Kyle Davis: So I have Sling TV, not Sling. I have a Roku. Sling is part of it. But, I watch Cheddar like all the time on there.

Jon Steinberg: Thank you. [inaudible 00:10:57]

Kyle Davis: Well thank you. [00:11:00] But what I like about it, and I think you mentioned something brilliant about, you know, the transformation that television is going through, and you talk about the demographics that watch. You know some of your competitors like a CNBC, or Bloomberg, or something like that, and how they're older, and you can even tell when they bring on the guest, and even the personalities that they have on air ... It's just more button-up, you know? It's very like Wall Street-esque. Whereas like the on-air talent that you have, and the content that you talk about, and just how fresh it's [00:11:30] delivered. It's very ... It's for this wise kind of millennial generation going into like their 30s. Or at least I feel that way.

Jon Steinberg: Yeah. Stylistically the topic coverage is different. The anchors are younger. Stylistically it's different. We do a lot of what I call breaking the fourth wall. Which is, the fourth wall being the wall between the audience and the viewer. The wall where the screen sits, and we talk to the viewers. We have a camera in our control room, so we can go there and talk to the control room.

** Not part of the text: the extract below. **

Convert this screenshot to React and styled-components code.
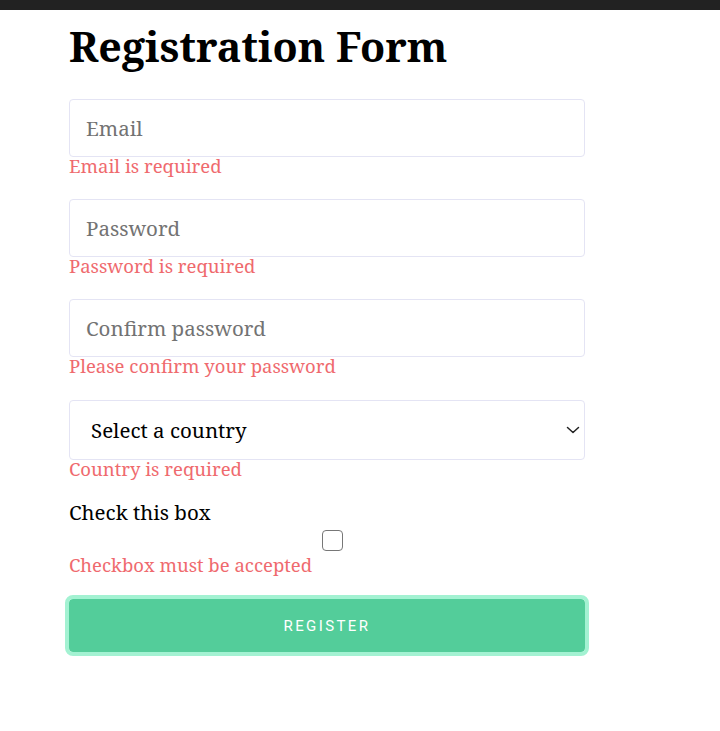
import React from "react";
import styled, {createGlobalStyle} from "styled-components";

const GlobalStyle = createGlobalStyle`
  body {
    margin: 0;
    background: #fff;
    font-family: "Noto Serif", "Droid Serif", "DejaVu Serif", serif;
  }
`;

const TopBar = styled.div`
  height: 10px;
  background: #222;
`;

const Container = styled.div`
  width: 516px;
  margin-left: 69px;
`;

const Title = styled.h1`
  margin: 12px 0 29px;
  font-size: 41.2px;
  font-weight: 700;
  line-height: 48px;
  color: #000;
`;

const Form = styled.form`
  display: flex;
  flex-direction: column;
`;

const Field = styled.div`
  display: flex;
  flex-direction: column;
  align-items: flex-start;
  margin-bottom: ${({gap}) => gap ?? 23}px;
`;

const Input = styled.input`
  box-sizing: border-box;
  height: 58px;
  width: 100%;
  padding: 0 16px;
  border: 1px solid #e4e4f4;
  border-radius: 4px;
  font-family: inherit;
  font-size: 20.5px;
  color: #222;
  outline: none;
  &::placeholder {
    color: #737373;
  }
`;

const SelectWrap = styled.div`
  position: relative;
  width: 100%;
  color: #222;

  svg {
    position: absolute;
    right: 5px;
    top: 26px;
    pointer-events: none;
  }
`;

const Select = styled.select`
  appearance: none;
  box-sizing: border-box;
  height: 60px;
  width: 100%;
  padding: 0 30px 0 21px;
  border: 1px solid #e4e4f4;
  border-radius: 4px;
  background: #fff;
  font-family: inherit;
  font-size: 20.5px;
  color: #000;
  outline: none;
`;

const Error = styled.span`
  margin-top: -1px;
  font-size: 18.5px;
  line-height: 20px;
  color: #ef6a6e;
`;

const Label = styled.label`
  font-size: 20.5px;
  line-height: 28px;
  color: #000;
`;

const Checkbox = styled.input`
  appearance: none;
  box-sizing: border-box;
  width: 21px;
  height: 21px;
  margin: 4px 0 5px 253px;
  border: 1.5px solid #777;
  border-radius: 4px;
  background: #fff;
  cursor: pointer;

  &:checked {
    background: #53cd9a;
    border-color: #53cd9a;
  }
`;

const Button = styled.button`
  box-sizing: border-box;
  height: 61px;
  width: calc(100% + 8px);
  margin: 0 0 0 -4px;
  border: 4px solid #a3f2d2;
  border-radius: 8px;
  background: #53cd9a;
  background-clip: padding-box;
  color: #fff;
  font-family: Roboto, "Liberation Sans", sans-serif;
  font-size: 15px;
  letter-spacing: 2.4px;
  text-transform: uppercase;
  cursor: pointer;
`;

const Chevron = () => (
    <svg width="14" height="8" viewBox="0 0 14 8" fill="none">
        <polyline points="1.5,1.5 7,6.5 12.5,1.5" stroke="currentColor" strokeWidth="1.5"
                  strokeLinecap="round" strokeLinejoin="round"/>
    </svg>
);

const App = () => (
    <>
        <GlobalStyle/>
        <TopBar/>
        <Container>
            <Title>Registration Form</Title>
            <Form onSubmit={e => e.preventDefault()}>
                <Field>
                    <Input type="email" placeholder="Email"/>
                    <Error>Email is required</Error>
                </Field>
                <Field>
                    <Input type="password" placeholder="Password"/>
                    <Error>Password is required</Error>
                </Field>
                <Field gap={24}>
                    <Input type="password" placeholder="Confirm password"/>
                    <Error>Please confirm your password</Error>
                </Field>
                <Field gap={19}>
                    <SelectWrap>
                        <Select defaultValue="">
                            <option value="">Select a country</option>
                            <option value="us">United States</option>
                            <option value="uk">United Kingdom</option>
                        </Select>
                        <Chevron/>
                    </SelectWrap>
                    <Error>Country is required</Error>
                </Field>
                <Field gap={20}>
                    <Label htmlFor="accept">Check this box</Label>
                    <Checkbox id="accept" type="checkbox"/>
                    <Error>Checkbox must be accepted</Error>
                </Field>
                <Button type="submit">Register</Button>
            </Form>
        </Container>
    </>
);

export default App;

You know, it's just a different vibe.

Gail Davis: [00:12:00] I'm still stuck on the changing of future television, because every month when I get my cable bill ... You know, what? Like $110, $120 and I only watch just a few hours of TV. And of course I'm that older age generation of this combo here. And I look at it and I go, "Why am I paying that much money?" And then I just throw it aside and don't think about it. Well I mentioned it to Kyle one day and he's like, "You need Sling. You get to pick your channels." And I didn't even know that was out there. [00:12:30] So I know it's changing. Yeah.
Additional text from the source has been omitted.